Ali accepts that a lot of celebrities from the sports and showbiz worlds lose large chunks of their formative years as they concentrate in moving up the professional ladder.

“A lot of them don’t know how to cope with life, sometimes. They missed so much of their life, their childhood and adolescent years...they kind of revert back when they get a bit older to being a bit child-like.

“They lose those years and life becomes a bit tougher to handle when you don’t have that maturity.”

But Ali insisted: “We are brothers. I love him to death; I absolutely adore him. I know he can’t do it (help out at the gym) for me I have to do it myself.”

Earlier this week, Brendan Ingle declined the chance to accept an apology from Naz, following the acrimonious way the pair parted company.

Ali said: “I don’t think Naz has anything to be sorry about. Naz does, but I don’t. I don’t know why a man of Brendan’s age wouldn’t accept a young man’s apology. But I think Naz’s apology is too little too late. If he was going to apologise he should have apologised back then, what’s he doing it now for?
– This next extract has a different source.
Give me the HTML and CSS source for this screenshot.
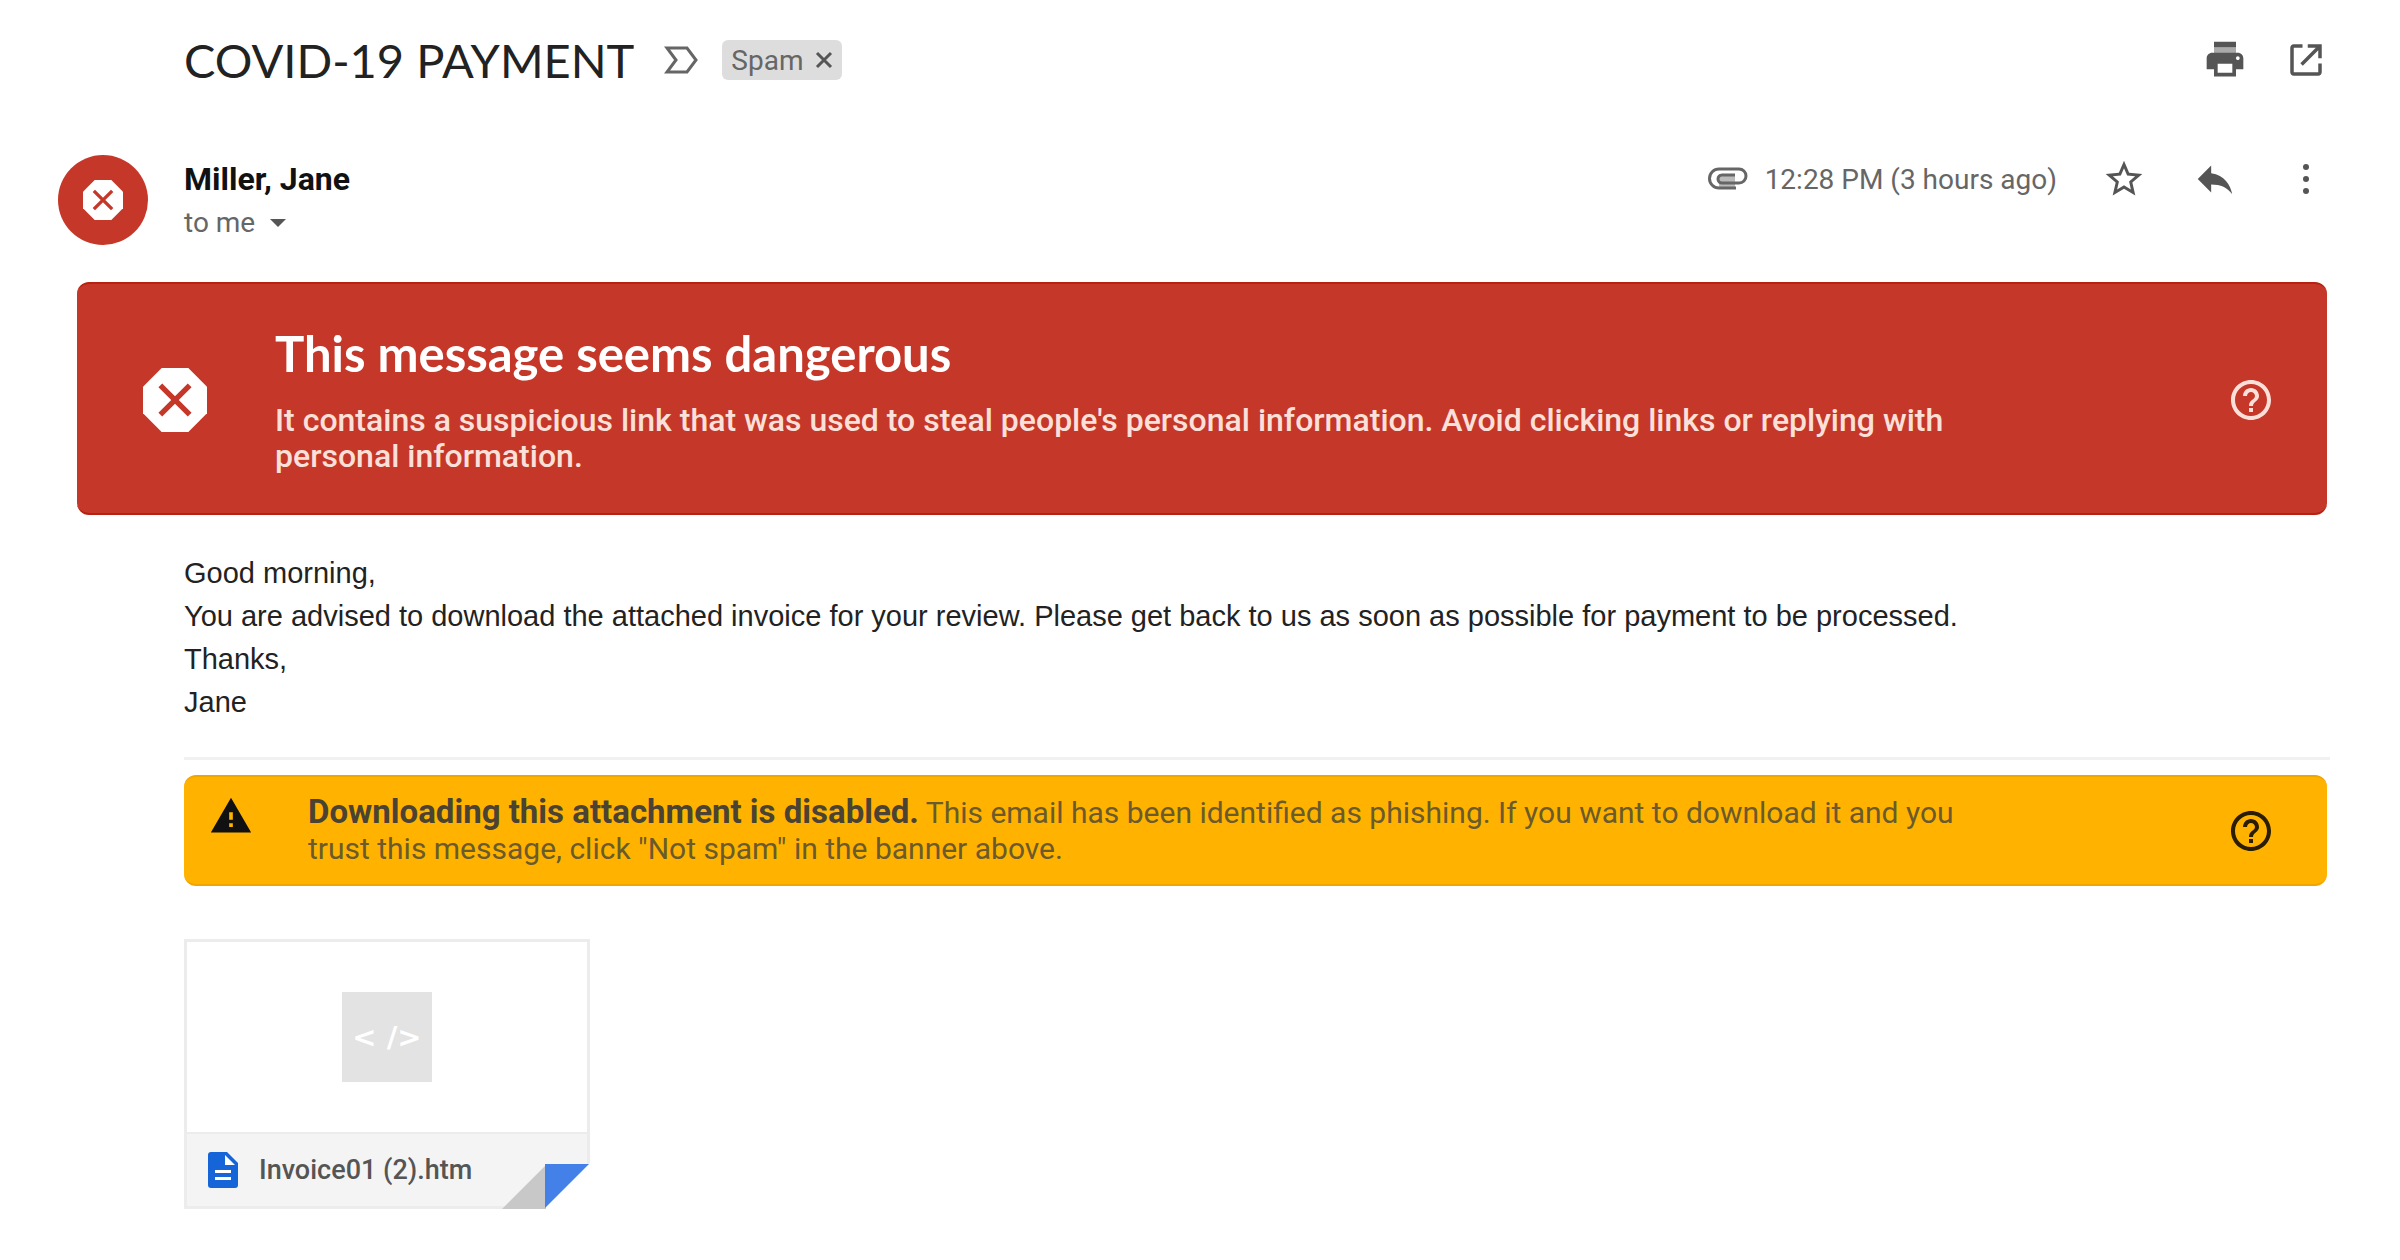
FILE: index.html
```
<!DOCTYPE html>
<html lang="en">
<head>
    <meta charset="utf-8">
    <title>COVID-19 PAYMENT</title>
    <link rel="stylesheet" href="styles.css">
</head>
<body>
<svg class="sprite" aria-hidden="true">
    <symbol id="help" viewBox="0 0 24 24">
        <path d="M11 18h2v-2h-2v2zm1-16C6.480 2 2 6.480 2 12s4.480 10 10 10 10-4.480 10-10S17.520 2 12 2zm0 18c-4.410 0-8-3.590-8-8s3.590-8 8-8 8 3.590 8 8-3.590 8-8 8zm0-14c-2.210 0-4 1.790-4 4h2c0-1.100.9-2 2-2s2 .9 2 2c0 2-3 1.750-3 5h2c0-2.250 3-2.500 3-5 0-2.210-1.790-4-4-4z"/>
    </symbol>
    <symbol id="danger" viewBox="0 0 24 24">
        <path fill="#fff" d="M7 0h10l7 7v10l-7 7H7l-7-7V7z"/>
        <path fill="none" stroke="#c53728" stroke-width="2" d="M6.500 6.500l11 11M17.500 6.500l-11 11"/>
    </symbol>
</svg>

<div class="subject">
    <h1>COVID-19 PAYMENT</h1>
    <button class="icon-button important" aria-label="Mark as important">
        <svg width="34" height="28" viewBox="0 0 34 28"><path fill="none" stroke="#666" stroke-width="3" d="M3 2h20l9 12-9 12H3l9-12z"/></svg>
    </button>
    <button class="label">Spam
        <svg width="18" height="18" viewBox="0 0 18 18"><path stroke="#555" stroke-width="3" d="M2 2l14 14M16 2L2 16"/></svg>
    </button>
    <div class="page-actions">
        <button class="icon-button" aria-label="Print">
            <svg width="44" height="44" viewBox="0 0 24 24"><path fill="#aaa" d="M6 5h12v4H6z"/><path fill="#555" d="M19 8H5c-1.660 0-3 1.340-3 3v6h4v4h12v-4h4v-6c0-1.660-1.340-3-3-3zm-3 11H8v-5h8v5zm3-7c-.55 0-1-.45-1-1s.45-1 1-1 1 .45 1 1-.45 1-1 1zM18 2H6v3h12z"/></svg>
        </button>
        <button class="icon-button" aria-label="Open in new window">
            <svg width="42" height="42" viewBox="0 0 24 24"><path fill="#555" d="M19 19H5V5h5V3H5c-1.110 0-2 .9-2 2v14c0 1.100.89 2 2 2h14c1.100 0 2-.9 2-2v-5h-2v5zM13 3v2h4.590l-8.830 8.830 1.410 1.410L19 6.410V11h2V3h-8z"/></svg>
        </button>
    </div>
</div>

<div class="header">
    <div class="avatar"><svg width="40" height="40"><use href="#danger"/></svg></div>
    <div class="sender">
        <div class="name">Miller, Jane</div>
        <button class="recipient">to me
            <svg width="16" height="8" viewBox="0 0 16 8"><path fill="#555" d="M0 0h16L8 8z"/></svg>
        </button>
    </div>
    <div class="message-actions">
        <svg class="clip" width="41" height="24" viewBox="0 0 41 24"><path fill="#bbb" d="M12 7h16v14H12z"/><path fill="none" stroke="#666" stroke-width="3" d="M29 21H12a9 9 0 0 1 0-19h20a7 7 0 0 1 0 14H15a4 4 0 0 1 0-8h13"/></svg>
        <span class="time">12:28 PM (3 hours ago)</span>
        <button class="icon-button" aria-label="Star">
            <svg width="44" height="44" viewBox="0 0 24 24"><path fill="#555" d="M22 9.240l-7.190-.62L12 2 9.190 8.630 2 9.240l5.460 4.730L5.820 21 12 17.270 18.180 21l-1.630-7.030L22 9.240zM12 15.400l-3.760 2.270 1-4.280-3.320-2.880 4.380-.38L12 6.100l1.710 4.040 4.380.38-3.320 2.880 1 4.280L12 15.400z"/></svg>
        </button>
        <button class="icon-button" aria-label="Reply">
            <svg width="46" height="46" viewBox="0 0 24 24"><path fill="#555" d="M10 9V5l-7 7 7 7v-4.100c5 0 8.500 1.600 11 5.100-1-5-4-10-11-11z"/></svg>
        </button>
        <button class="icon-button" aria-label="More">
            <svg width="8" height="32" viewBox="0 0 8 32"><g fill="#555"><circle cx="4" cy="4" r="3"/><circle cx="4" cy="16" r="3"/><circle cx="4" cy="28" r="3"/></g></svg>
        </button>
    </div>
</div>

<div class="danger-banner">
    <svg class="danger-icon" width="64" height="64"><use href="#danger"/></svg>
    <div class="banner-text">
        <h2>This message seems dangerous</h2>
        <p>It contains a suspicious link that was used to steal people's personal information. Avoid clicking links or replying with<br>personal information.</p>
    </div>
    <button class="icon-button help" aria-label="Help"><svg width="48" height="48"><use href="#help"/></svg></button>
</div>

<div class="content">
    <p>Good morning,</p>
    <p>You are advised to download the attached invoice for your review. Please get back to us as soon as possible for payment to be processed.</p>
    <p>Thanks,</p>
    <p>Jane</p>
</div>

<div class="attachments">
    <div class="warning-banner">
        <svg class="warning-icon" width="44" height="44" viewBox="0 0 24 24"><path d="M1 21h22L12 2 1 21zm12-3h-2v-2h2v2zm0-4h-2v-4h2v4z"/></svg>
        <p class="banner-text"><b>Downloading this attachment is disabled.</b> This email has been identified as phishing. If you want to download it and you<br>trust this message, click "Not spam" in the banner above.</p>
        <button class="icon-button help" aria-label="Help"><svg width="48" height="48"><use href="#help"/></svg></button>
    </div>
    <a class="file" href="#">
        <div class="preview"><span class="filetype">&lt; /&gt;</span></div>
        <div class="filename">
            <svg width="30" height="36" viewBox="0 0 30 36"><path fill="#1565d8" d="M3 0h16l11 11v22a3 3 0 0 1-3 3H3a3 3 0 0 1-3-3V3a3 3 0 0 1 3-3z"/><path fill="#fff" d="M17 3v10h10zM7 18h16v3H7zM7 25h16v3H7z"/></svg>
            <span>Invoice01 (2).htm</span>
        </div>
        <svg class="fold" width="88" height="46" viewBox="0 0 88 46"><path fill="#fff" d="M88 0v46H42z"/><path fill="#c8c8c8" d="M0 46L44 2v44z"/><path fill="#4380e8" d="M43 1h44L43 45z"/></svg>
    </a>
</div>
</body>
</html>
```
FILE: styles.css
```
* { box-sizing: border-box; }
body { margin: 0; padding: 36px 70px 50px 58px; background: #fff; color: #222; font-family: Roboto, "Liberation Sans", sans-serif; font-size: 28px; }
h1, h2, p { margin: 0; }
button { border: 0; padding: 0; background: none; color: inherit; font: inherit; cursor: pointer; }
svg { display: block; flex: none; }
.sprite { position: absolute; width: 0; height: 0; }
.icon-button { display: flex; align-items: center; justify-content: center; width: 48px; height: 48px; flex: none; }

.subject { display: flex; align-items: center; padding-left: 126px; height: 48px; }
.subject h1 { font-family: Lato, sans-serif; font-size: 47px; font-weight: 400; line-height: 48px; }
.important { margin: 0 17px 0 23px; }
.label { display: flex; align-items: center; gap: 12px; height: 40px; padding: 0 9px; border-radius: 6px; background: #ddd; color: #666; }
.page-actions { display: flex; gap: 33px; margin-left: auto; }

.header { display: flex; align-items: flex-start; margin-top: 71px; }
.avatar { display: flex; align-items: center; justify-content: center; width: 90px; height: 90px; border-radius: 50%; background: #c53728; }
.sender { margin-left: 36px; padding-top: 2px; line-height: 44px; }
.name { color: #111; font-size: 32px; font-weight: bold; }
.recipient { display: flex; align-items: center; gap: 15px; color: #666; }
.message-actions { display: flex; align-items: center; gap: 43px; margin-left: auto; color: #666; }
.clip { margin-right: -26px; }

.banner-text { flex: 1; line-height: 36px; }
.danger-banner { display: flex; align-items: center; margin: 37px 3px 0 19px; padding: 41px 52px 39px 66px; border: 2px solid #b8200f; border-width: 2px 0; border-radius: 12px; background: #c53728; color: #fbe0da; font-size: 32px; font-weight: 500; }
.danger-icon { margin-right: 68px; }
.danger-banner h2 { margin-bottom: 21px; color: #fff; font-family: Lato, sans-serif; font-size: 49px; line-height: 56px; }
.help { fill: currentColor; }

.content { margin-left: 126px; padding: 37px 0 33px; font-family: "Liberation Sans", Arial, sans-serif; font-size: 29px; line-height: 43px; }

.attachments { margin-left: 126px; border-top: 3px solid #f1f1f4; }
.warning-banner { display: flex; align-items: center; margin: 15px 3px 0 0; padding: 17px 52px 17px 25px; border: 2px solid #eea600; border-width: 2px 0; border-radius: 12px; background: #ffb300; color: #6b5a2c; font-size: 30px; }
.warning-banner b { color: #4a4334; font-size: 33px; }
.warning-icon { align-self: flex-start; margin-right: 55px; fill: #111; }
.warning-banner .help { color: #2a1d00; }

.file { display: block; position: relative; width: 406px; margin-top: 53px; border: 3px solid #ececec; color: #555; text-decoration: none; }
.preview { display: flex; align-items: center; justify-content: center; height: 190px; }
.filetype { width: 90px; height: 90px; background: #e3e3e3; color: #fff; font-family: "DejaVu Sans", sans-serif; font-size: 29px; font-weight: bold; line-height: 90px; text-align: center; }
.filename { display: flex; align-items: center; gap: 21px; height: 74px; padding-left: 21px; border-top: 2px solid #ececec; background: #f4f4f4; font-size: 27px; font-weight: 500; }
.fold { position: absolute; right: -3px; bottom: -3px; }
```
“Let’s be brutal, I don’t think Brendan will ever forgive Naz.”

Ali said he got on with Brendan although he still wishes to this day that he could have spared more time to training him, than his illustrious relative.

“I like Brendan. The only thing I dislike in what he did was that he never focused his attention and never trained me - it was all about Naz.

“If he would have channelled his energy into me and others and not put all his eggs in one basket he would have had a lot more world champions.”

Ali is now focusing his attention on around 25 young amateurs, a group which also includes two professionals, Fazeldin and Nicolie Campbell and Donte Dixon, a bright amateur prospect for the future.